LL: President Johnson wrote you some letters, I believe, that are in the Crumley archive, congratulating you on your academic achievement.
JC: He didn’t know me from Adam’s appendix. . . but my mother grew up next door to him, and my dad played high school basketball against him, and he hated him because Lyndon was tall and my dad’s nickname was Shorty. My old man knew how to hold a grudge. Lyndon’s obviously a very iffy character. I’m convinced that the first election he ever fixed was the student body election at Southwest Texas State.
[But] the first Caro biography was so vicious it almost made me defend Lyndon. Whatever Lyndon did, he brought lights to the Hill Country. And whatever he stole, everyone else was stealing. Who was that idiot he was running against [for the Democratic nomination to the U.S. Senate]? Coke Stevenson, that was it.
LL: I admit, I gave up on the Caro biographies after the second one.
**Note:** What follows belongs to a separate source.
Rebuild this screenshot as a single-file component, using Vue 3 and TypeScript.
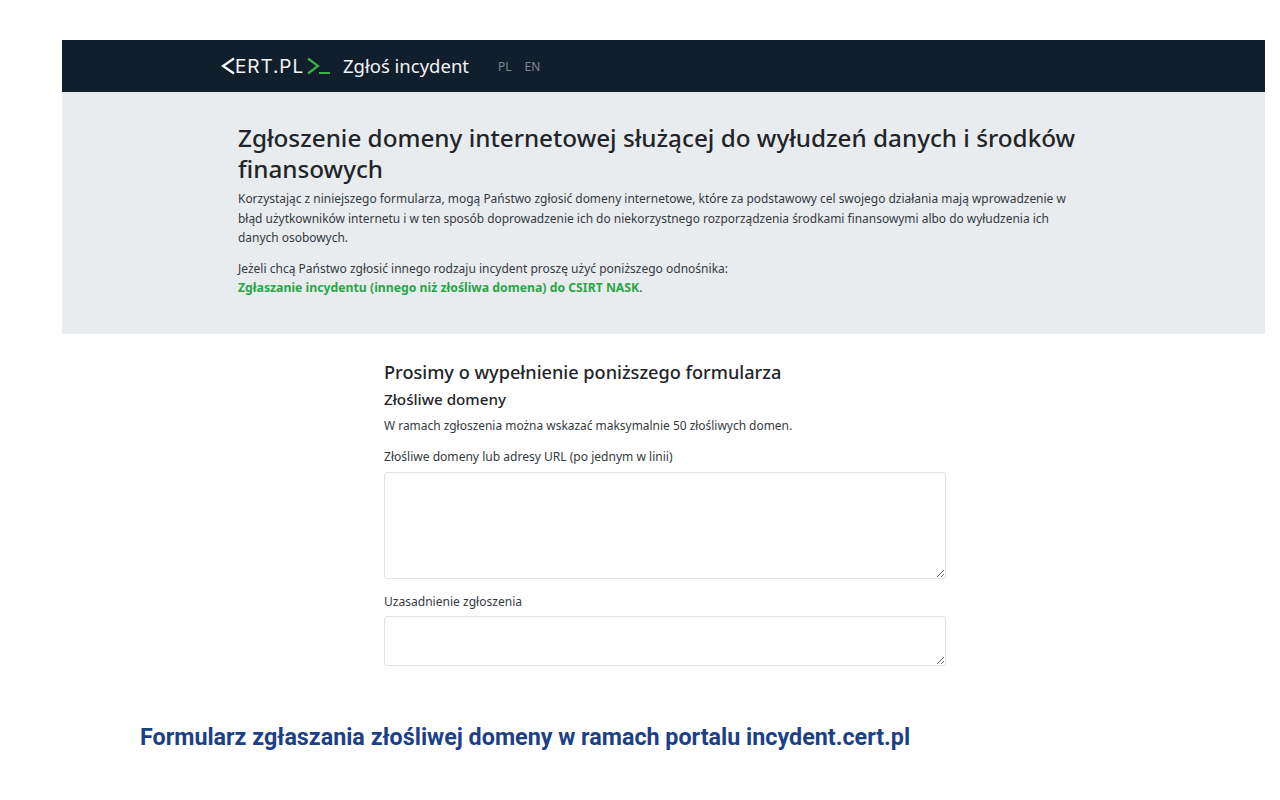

He just seems to dislike his subjects so.
JC: I can’t imagine writing a biography. I have a friend, Les Standiford, down in Florida, who has started writing history. Les and I go way back. I wrote Les and I said, “I can’t write nonfiction because my first impulse is to lie.”
LL: What about a memoir?
JC: I don’t think so. Because I’d just keep making up shit. It would be one of those memoirs where they’d say: “This guy wasn’t really in the Spanish American War, he never knew the princess.” I love telling stories. And I came from a family that didn’t tell stories. Maybe my great-grandfather. He was in the Civil War and he was alive when I was a little kid, and my mother says he told us stories, but the only thing I remember was the smell of whatever tobacco he smoked. It wasn’t Prince Albert, but the stuff in the blue can. He lived to be 109. He drank a quart of whisky every day until he was 88.
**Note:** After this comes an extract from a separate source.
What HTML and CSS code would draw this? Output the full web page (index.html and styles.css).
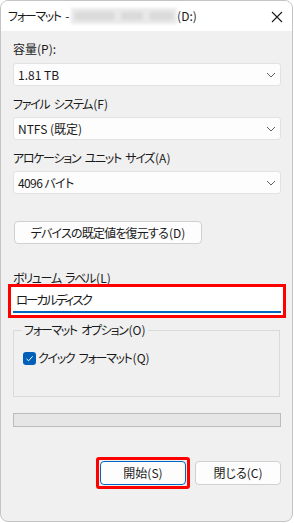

LL: Great genes! I hope you inherited them, as I’d like you to live to be 109. What are you reading right now?
JC: A Wyoming writer named Craig Johnson, who just started a new series. And I’m also reading an old Irish novel, The Death of Love. I re-read, too. If that goddamn girl from Trinidad hadn’t stolen my copy of The Alexandria Quartet, I might be re-reading that right now.
LL: Trinidad? Where did you meet a girl from Trinidad?
JC: This was in Trinidad, Colorado. If she hadn’t smoked so much dope, I might have married her, too. Not only was she lovely, she owned a ‘55 Chevy red-and white coupe. It was absolutely cherry. Well, she never brought the book back. In her culture it didn’t count as stealing. I have no complaints.
LL: You write in the dedication for The Right Madness, about Martha Elizabeth: “She stood next to my bed and never gave up. Even when I made a drugged pass at her, when I didn’t know who she was, she forgave me.” She’s a gem. But then, it’s my observation that most of the crime writers I know also have fabulous wives. Any theories about why crime writers seem to get the best women?
JC: Just luck and geography, man. I’ve been out there pitching all my life, and finally there was someone to catch.